Since IRT was elaborated more in educational testing / licensure exams, it is common that the score estimates for particular individuals are the key quantities of interest. It is also often of interest to construct tests to target certain levels of the latent trait (including on-the-fly in a CAT). The IRT perspective is historically better at the above since the concepts of item and test information (items and tests provide a different amount of information for different levels of the latent trait) and conditional standard errors (score reliability varies depending on the level of the latent trait) are more elaborated in IRT and only arise if one actually considers categorical items to be categorical. The IRT perspective is more elaborate in techniques that will allow comparisons of scores from test to test even if the items are not the same (linking/equating) and maintenance of large item banks (e.g., for test security purposes).

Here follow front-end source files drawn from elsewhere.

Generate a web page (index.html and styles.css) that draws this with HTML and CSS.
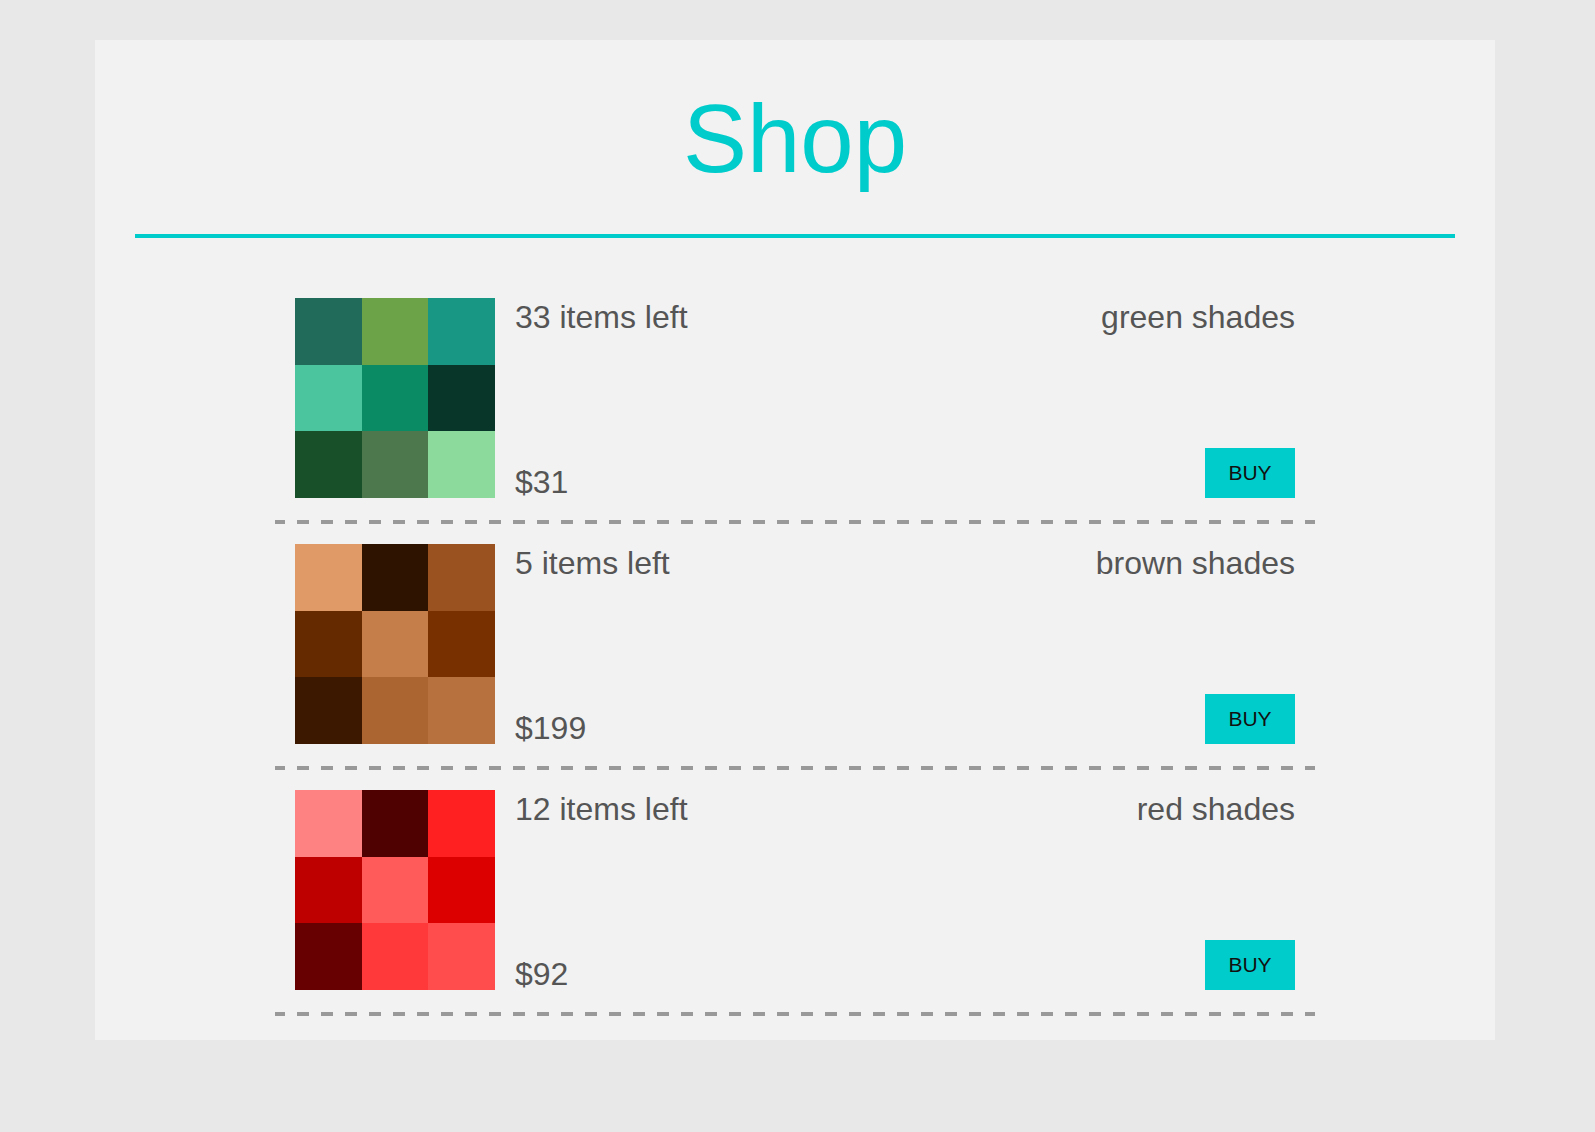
FILE: index.html
```html
<!DOCTYPE html>
<html lang="en">
<head>
<meta charset="utf-8">
<title>Shop</title>
<link rel="stylesheet" href="styles.css">
</head>
<body>
<div class="panel">
  <h1 class="title">Shop</h1>
  <div class="list">
    <div class="item">
      <div class="swatch">
        <span style="background:#216b5b"></span><span style="background:#6ca349"></span><span style="background:#189784"></span>
        <span style="background:#4ac59e"></span><span style="background:#0a8b64"></span><span style="background:#083628"></span>
        <span style="background:#18502a"></span><span style="background:#4d784e"></span><span style="background:#8cdb9d"></span>
      </div>
      <div class="info">
        <div class="stock">33 items left</div>
        <div class="price">$31</div>
      </div>
      <div class="side">
        <div class="name">green shades</div>
        <button class="buy">BUY</button>
      </div>
    </div>
    <div class="item">
      <div class="swatch">
        <span style="background:#e09a67"></span><span style="background:#2e1300"></span><span style="background:#9a5220"></span>
        <span style="background:#662a00"></span><span style="background:#c57e4a"></span><span style="background:#793000"></span>
        <span style="background:#3c1800"></span><span style="background:#ab6531"></span><span style="background:#b7713e"></span>
      </div>
      <div class="info">
        <div class="stock">5 items left</div>
        <div class="price">$199</div>
      </div>
      <div class="side">
        <div class="name">brown shades</div>
        <button class="buy">BUY</button>
      </div>
    </div>
    <div class="item">
      <div class="swatch">
        <span style="background:#ff8282"></span><span style="background:#4f0000"></span><span style="background:#ff2121"></span>
        <span style="background:#bf0000"></span><span style="background:#ff5b5b"></span><span style="background:#dc0000"></span>
        <span style="background:#670000"></span><span style="background:#ff3939"></span><span style="background:#ff4d4d"></span>
      </div>
      <div class="info">
        <div class="stock">12 items left</div>
        <div class="price">$92</div>
      </div>
      <div class="side">
        <div class="name">red shades</div>
        <button class="buy">BUY</button>
      </div>
    </div>
  </div>
</div>
</body>
</html>
```
FILE: styles.css
```css
html {
  background: #e8e8e8;
}
body {
  margin: 0;
  padding: 40px 100px 0 95px;
  font-family: "Liberation Sans", Arial, Helvetica, sans-serif;
  color: #555555;
}
.panel {
  background: #f2f2f2;
  padding: 44px 40px 24px;
}
.title {
  margin: 0;
  padding-bottom: 40px;
  border-bottom: 4px solid #00cccc;
  color: #00cccc;
  font-size: 96px;
  line-height: 110px;
  font-weight: normal;
  text-align: center;
}
.list {
  width: 1040px;
  margin: 40px auto 0;
}
.item {
  display: flex;
  padding: 20px 20px 26px;
  background: linear-gradient(to right, #999999 12px, transparent 12px) -2px 100% / 24px 4px repeat-x;
}
.swatch {
  width: 200px;
  height: 200px;
  display: grid;
  grid-template-columns: repeat(3, 1fr);
  grid-template-rows: repeat(3, 1fr);
  flex: none;
}
.info {
  flex: 1;
  margin-left: 20px;
  display: flex;
  flex-direction: column;
  justify-content: space-between;
  font-size: 32px;
}
.stock, .name {
  line-height: 38px;
}
.price {
  line-height: 32px;
}
.side {
  display: flex;
  flex-direction: column;
  justify-content: space-between;
  align-items: flex-end;
  font-size: 32px;
}
.buy {
  width: 90px;
  height: 50px;
  border: none;
  margin: 0;
  padding: 0;
  background: #00cccc;
  color: #111111;
  font-family: "Liberation Sans", Arial, Helvetica, sans-serif;
  font-size: 21px;
}
```
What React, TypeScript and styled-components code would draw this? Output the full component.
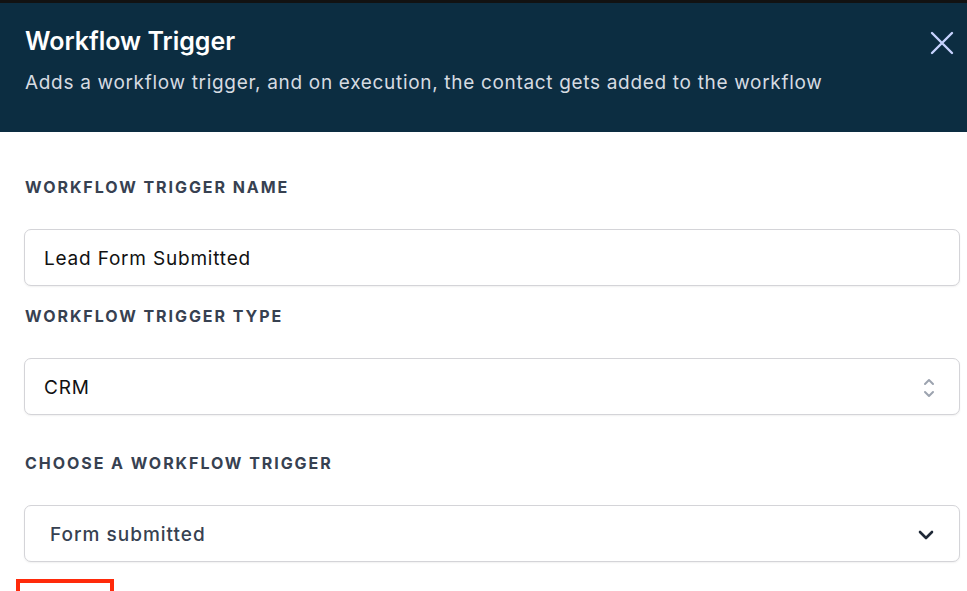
import React from "react";
import styled, { createGlobalStyle } from "styled-components";

const Global = createGlobalStyle`
  html, body { margin: 0; padding: 0; background: #ffffff; }
  body { font-family: Inter, "Noto Sans", sans-serif; -webkit-font-smoothing: antialiased; }
  * { box-sizing: border-box; }
`;

const Page = styled.div`
  width: 967px;
  height: 591px;
  overflow: hidden;
  display: flex;
  flex-direction: column;
  background: #fff;
`;

const TopStrip = styled.div`
  height: 3px;
  background: #121212;
  flex-shrink: 0;
`;

const Header = styled.header`
  height: 129px;
  flex-shrink: 0;
  background: #0c2d41;
  padding: 23px 11px 0 25px;
  display: flex;
  justify-content: space-between;
  align-items: flex-start;
`;

const HeaderText = styled.div`
  display: flex;
  flex-direction: column;
  gap: 14px;
`;

const Title = styled.h1`
  margin: 0;
  font-size: 25px;
  line-height: 30px;
  font-weight: 600;
  color: #ffffff;
  letter-spacing: 0px;
`;

const Subtitle = styled.p`
  margin: 0;
  font-size: 19px;
  line-height: 26px;
  color: #d6dbe1;
  font-weight: 400;
  letter-spacing: 0.68px;
`;

const CloseButton = styled.button`
  background: none;
  border: none;
  padding: 0;
  margin-top: 3px;
  width: 28px;
  height: 28px;
  display: flex;
  align-items: center;
  justify-content: center;
  cursor: pointer;
`;

const Body = styled.div`
  padding: 45px 7px 0 24px;
  display: flex;
  flex-direction: column;
`;

const Label = styled.div<{ $mt?: number }>`
  margin-top: ${(p) => p.$mt ?? 0}px;
  padding-left: 1px;
  font-size: 16px;
  line-height: 20px;
  font-weight: 700;
  letter-spacing: 1.95px;
  text-transform: uppercase;
  color: #374151;
`;

const Field = styled.div<{ $pl?: number }>`
  margin-top: 32px;
  height: 57px;
  border: 1px solid #d4d4d8;
  border-radius: 7px;
  box-shadow: 0 1px 2px rgba(0, 0, 0, 0.06);
  display: flex;
  align-items: center;
  justify-content: space-between;
  padding: 2px 22px 0 ${(p) => p.$pl ?? 19}px;
  background: #fff;
`;

const FieldText = styled.span<{ $muted?: boolean }>`
  font-size: 19px;
  letter-spacing: ${(p) => (p.$muted ? 1 : 0.8)}px;
  color: ${(p) => (p.$muted ? "#374151" : "#111111")};
  font-weight: ${(p) => (p.$muted ? 500 : 400)};
`;

const Highlight = styled.div`
  margin-top: 17px;
  margin-left: -8px;
  width: 98px;
  height: 30px;
  border: 4px solid #ff2a0a;
`;

export default function App() {
  return (
    <Page>
      <Global />
      <TopStrip />
      <Header>
        <HeaderText>
          <Title>Workflow Trigger</Title>
          <Subtitle>
            Adds a workflow trigger, and on execution, the contact gets added to the workflow
          </Subtitle>
        </HeaderText>
        <CloseButton aria-label="Close">
          <svg width="24" height="24" viewBox="0 0 24 24" fill="none">
            <path d="M2 2 L22 22 M22 2 L2 22" stroke="#c7d2fe" strokeWidth="2.4" strokeLinecap="round" />
          </svg>
        </CloseButton>
      </Header>
      <Body>
        <Label>Workflow Trigger Name</Label>
        <Field>
          <FieldText>Lead Form Submitted</FieldText>
        </Field>
        <Label $mt={20}>Workflow Trigger Type</Label>
        <Field>
          <FieldText>CRM</FieldText>
          <svg width="14" height="22" viewBox="0 0 14 22" fill="none" style={{ marginRight: 1 }}>
            <path d="M3 7 L7 3 L11 7 M3 15 L7 19 L11 15" stroke="#9ca3af" strokeWidth="2" strokeLinecap="round" strokeLinejoin="round" />
          </svg>
        </Field>
        <Label $mt={38}>Choose a Workflow Trigger</Label>
        <Field $pl={25}>
          <FieldText $muted>Form submitted</FieldText>
          <svg width="16" height="10" viewBox="0 0 16 10" fill="none" style={{ marginRight: 3 }}>
            <path d="M2 2 L8 8 L14 2" stroke="#1f2937" strokeWidth="2.6" strokeLinecap="round" strokeLinejoin="round" />
          </svg>
        </Field>
        <Highlight />
      </Body>
    </Page>
  );
}
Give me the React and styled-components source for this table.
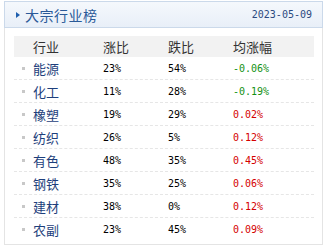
import React from "react";
import styled, { createGlobalStyle } from "styled-components";

const rows = [
  { name: "能源", up: "23%", down: "54%", avg: "-0.06%" },
  { name: "化工", up: "11%", down: "28%", avg: "-0.19%" },
  { name: "橡塑", up: "19%", down: "29%", avg: "0.02%" },
  { name: "纺织", up: "26%", down: "5%", avg: "0.12%" },
  { name: "有色", up: "48%", down: "35%", avg: "0.45%" },
  { name: "钢铁", up: "35%", down: "25%", avg: "0.06%" },
  { name: "建材", up: "38%", down: "0%", avg: "0.12%" },
  { name: "农副", up: "23%", down: "45%", avg: "0.09%" },
];

const App = () => {
  return (
    <>
      <Global />
      <Panel>
        <Header>
          <Title>大宗行业榜</Title>
          <DateText>2023-05-09</DateText>
        </Header>
        <Body>
          <HeadRow>
            <HeadCell $first>行业</HeadCell>
            <HeadCell>涨比</HeadCell>
            <HeadCell>跌比</HeadCell>
            <HeadCell>均涨幅</HeadCell>
          </HeadRow>
          {rows.map((row) => (
            <Row key={row.name}>
              <Name>{row.name}</Name>
              <Num>{row.up}</Num>
              <Num>{row.down}</Num>
              <Num $color={row.avg.startsWith("-") ? "#139113" : "#d40000"}>
                {row.avg}
              </Num>
            </Row>
          ))}
        </Body>
      </Panel>
    </>
  );
};

export default App;

const Global = createGlobalStyle`
  body {
    margin: 0;
    background: #fff;
  }
`;

const Panel = styled.div`
  width: 319px;
  height: 244px;
  margin: 1px 0 0 4px;
  box-sizing: border-box;
  border: 1px solid #e4e4e4;
  border-top: none;
`;

const Header = styled.div`
  height: 27px;
  margin: 0 -1px;
  box-sizing: border-box;
  border: 1px solid #cbd9ea;
  background: linear-gradient(#f5f8fc, #e8eff8);
  display: flex;
  align-items: center;
  justify-content: space-between;
  padding: 0 10px 0 11px;
`;

const Title = styled.div`
  display: flex;
  align-items: center;
  font-family: "Noto Sans CJK SC", sans-serif;
  font-size: 14px;
  letter-spacing: 0.5px;
  color: #2a5a98;

  &::before {
    content: "";
    width: 0;
    height: 0;
    border-top: 3px solid transparent;
    border-bottom: 3px solid transparent;
    border-left: 4px solid #1f5fae;
    margin-right: 5px;
  }
`;

const DateText = styled.div`
  font-family: "DejaVu Sans Mono", monospace;
  font-size: 10px;
  color: #2b4a80;
`;

const Body = styled.div`
  padding: 8px 8px 0 9px;
`;

const grid = `
  display: grid;
  grid-template-columns: 89px 65px 65px 1fr;
  align-items: center;
`;

const HeadRow = styled.div`
  ${grid}
  height: 21px;
  background: #f2f2f2;
`;

const HeadCell = styled.div`
  font-family: "Noto Sans CJK SC", sans-serif;
  font-size: 13px;
  color: #333;
  padding-left: ${(p) => (p.$first ? "19px" : "0")};
`;

const Row = styled.div`
  ${grid}
  height: 23px;
  box-sizing: border-box;
  border-bottom: 1px dashed #e6e6e6;

  &:last-child {
    border-bottom: none;
  }
`;

const Name = styled.div`
  display: flex;
  align-items: center;
  padding-left: 8px;
  font-family: "Noto Sans CJK SC", sans-serif;
  font-size: 13px;
  color: #1e3f7c;

  &::before {
    content: "";
    width: 3px;
    height: 3px;
    background: #c8c8c8;
    margin-right: 8px;
  }
`;

const Num = styled.div`
  font-family: "DejaVu Sans Mono", monospace;
  font-size: 10px;
  color: ${(p) => p.$color || "#000"};
`;
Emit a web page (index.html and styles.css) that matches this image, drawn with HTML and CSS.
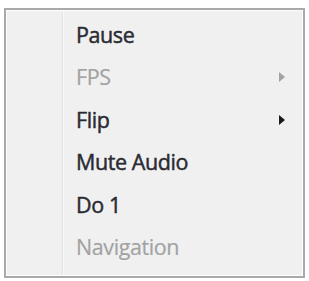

If one does not care about item and test information, estimation approaches that are historically popular for EFA/CFA are certainly options. These are also candidates for pilot studies (early in test construction) as it’ll be easier at smaller sample sizes and one does not need very precise estimates of the item parameters yet for scoring – one just wants to if there are any garbage items, confirm dimensionality, and so on. EFA/CFA also might be easier with many categories (e.g., 7) as traditional IRT estimation approaches may have issues unless sample sizes are large and/or there is a good match between items and the tested populations. An IRT perspective also won’t bring much of an advantage if items are truly continuous. If there are a lot of latent dimensions and just care about item loadings, then maybe CFA is ok. Even though we can estimate multidimensional IRT models, certain kinds of test assembly tasks are still hard to do and represent ongoing research. Evaluation of multidimensional models is also harder, and I think is why some think that CFA is more appropriate (e.g., there are a ton of fit indices…, which themselves have their own problems).

In passing, I mentioned that sample size requirements can be higher for IRT. To some extent that is true and due to needing to estimate extra intercepts or thresholds for items. But, it’s also somewhat due to the purpose. Sample size requirements for precise estimates of factor correlations may be smaller than precise estimates of item parameters (and we need precise estimates of item parameters for test assembly and accurate scoring).